AWS refunds you when that happens.

The fundamental issue with setting a limit is it's technically infeasible to decide what to do when it's exceeded. They have no way of knowing what assets to terminate. The way to avoid what you describe is to shut off access to APIs that you don't want to use, and keep your credentials safe.


AWS has budgets that do exactly what you want. For the "cost budget": "Monitor your costs against a specified dollar amount and receive alerts when your user-defined thresholds are met."


If I’m running a startup trying to develop a product with limited staff, the last thing I want to be worried about is the “undifferentiated heavy lifting”. I want to be concentrating on what is going to add business value.

Then again, I know enough about AWS and how to control my cost.


> you loose all the self healing stuff and loadbalancing capability.

I mean, yes? You can either build your own for “free”, or pay for the value-add features DO provides that you have described. I don’t see where the problem is.


Good point about GKE blocking resources on the nodes. I wish they would at least allow more control over that with the introduction of the master fees.

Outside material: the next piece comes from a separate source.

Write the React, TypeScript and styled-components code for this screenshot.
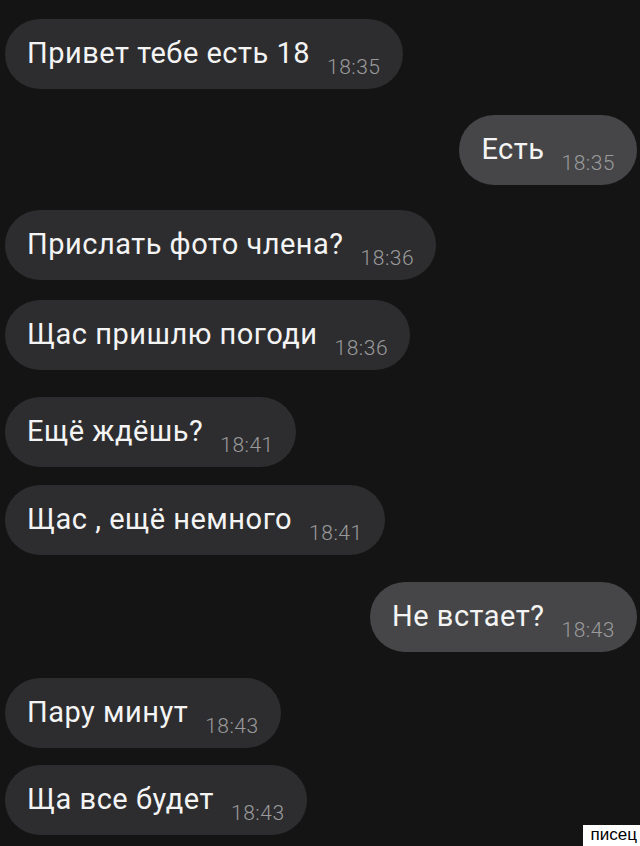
import React from "react";
import styled, { createGlobalStyle } from "styled-components";

interface IMessage {
  text: string;
  time: string;
  mine?: boolean;
  top: number;
}

const messages: IMessage[] = [
  { text: "Привет тебе есть 18", time: "18:35", top: 19 },
  { text: "Есть", time: "18:35", mine: true, top: 26 },
  { text: "Прислать фото члена?", time: "18:36", top: 25 },
  { text: "Щас пришлю погоди", time: "18:36", top: 20 },
  { text: "Ещё ждёшь?", time: "18:41", top: 27 },
  { text: "Щас , ещё немного", time: "18:41", top: 18 },
  { text: "Не встает?", time: "18:43", mine: true, top: 27 },
  { text: "Пару минут", time: "18:43", top: 26 },
  { text: "Ща все будет", time: "18:43", top: 17 },
];

const GlobalStyle = createGlobalStyle`
  html, body {
    margin: 0;
    padding: 0;
    background: #141414;
  }
  #root {
    min-height: 846px;
  }
`;

const Screen = styled.div`
  position: relative;
  width: 640px;
  height: 846px;
  overflow: hidden;
  background: #141414;
  font-family: Roboto, "Noto Sans", sans-serif;
  display: flex;
  flex-direction: column;
  padding: 0 3px 0 5px;
  box-sizing: border-box;
`;

const Row = styled.div<{ $mine?: boolean; $top: number }>`
  display: flex;
  justify-content: ${(p) => (p.$mine ? "flex-end" : "flex-start")};
  margin-top: ${(p) => p.$top}px;
`;

const Bubble = styled.div<{ $mine?: boolean }>`
  height: 70px;
  box-sizing: border-box;
  border-radius: 35px;
  background: ${(p) => (p.$mine ? "#464648" : "#2d2d2f")};
  display: flex;
  align-items: center;
  padding: 0 22px 0 22px;
  gap: 17px;
`;

const Text = styled.span`
  color: #f4f4f4;
  font-size: 29px;
  font-weight: 400;
  letter-spacing: 0.5px;
  line-height: 1;
  margin-top: -2px;
  white-space: nowrap;
`;

const Time = styled.span`
  color: #9a9a9c;
  font-size: 21px;
  font-weight: 300;
  letter-spacing: 0.5px;
  line-height: 1;
  margin-top: 26px;
  white-space: nowrap;
`;

const Watermark = styled.div`
  position: absolute;
  right: 0;
  bottom: 0;
  width: 57px;
  height: 21px;
  background: #ffffff;
  color: #000000;
  font-family: "Liberation Sans", Arial, sans-serif;
  font-size: 17px;
  line-height: 20px;
  text-align: right;
  padding-right: 3px;
  box-sizing: border-box;
`;

export default function App() {
  return (
    <>
      <GlobalStyle />
      <Screen>
        {messages.map((m, i) => (
          <Row key={i} $mine={m.mine} $top={m.top}>
            <Bubble $mine={m.mine}>
              <Text>{m.text}</Text>
              <Time>{m.time}</Time>
            </Bubble>
          </Row>
        ))}
        <Watermark>писец</Watermark>
      </Screen>
    </>
  );
}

What? Shouldn't you try to make the creation and deletion of your staging cluster cheap instead of moving it to somewhere else?

And if that is your central infrastructure, shouldn't it be worth the money?

I do get the issue with having cheap and beefy hardware somewhere else, i do that as well, but only for private. My hourly salary spending or wasting time on stuff like that costs the company more than just paying for an additional cluster with the same settings but perhaps with much less Nodes.

If more than one person is using it, the multiplication effects for suddenly unproductive people, is much higher. Also that decreases the per head cost.


Its still billed by the minute. If you run your dev clusters all the time 24x7 then they apparently are critical enough.


yes


The salary of people working and using those 'tools' this infrastructure is higher then 300$.

If your kubernetes cluster is part of your core infrastructure, then 300$ more or less should not be an issue at all (not to say that i think 300$ is nothing).

That should not mean that you should waste money but often enough, if you buy cheap and your hardware breaks and your time&material costs much more then what a better hardware would have cost, then you wasted money by buying cheap.

Unfortunate with IT products, there are certain things which are not directly visible: Like how secure is your product. GCP offers 2FA, Digital Ocean does not. How much money is it worth to you to have your whole infrastructure protected by 2FA? For me in a business context, non 2FA would be a no go.


> GCP offers 2FA, Digital Ocean does not.

Digital Ocean definitely supports 2FA[1]

[1]: https://www.digitalocean.com/docs/accounts/security/2fa/


Indeed. I did not see it in my account but those limitations are still a nogo.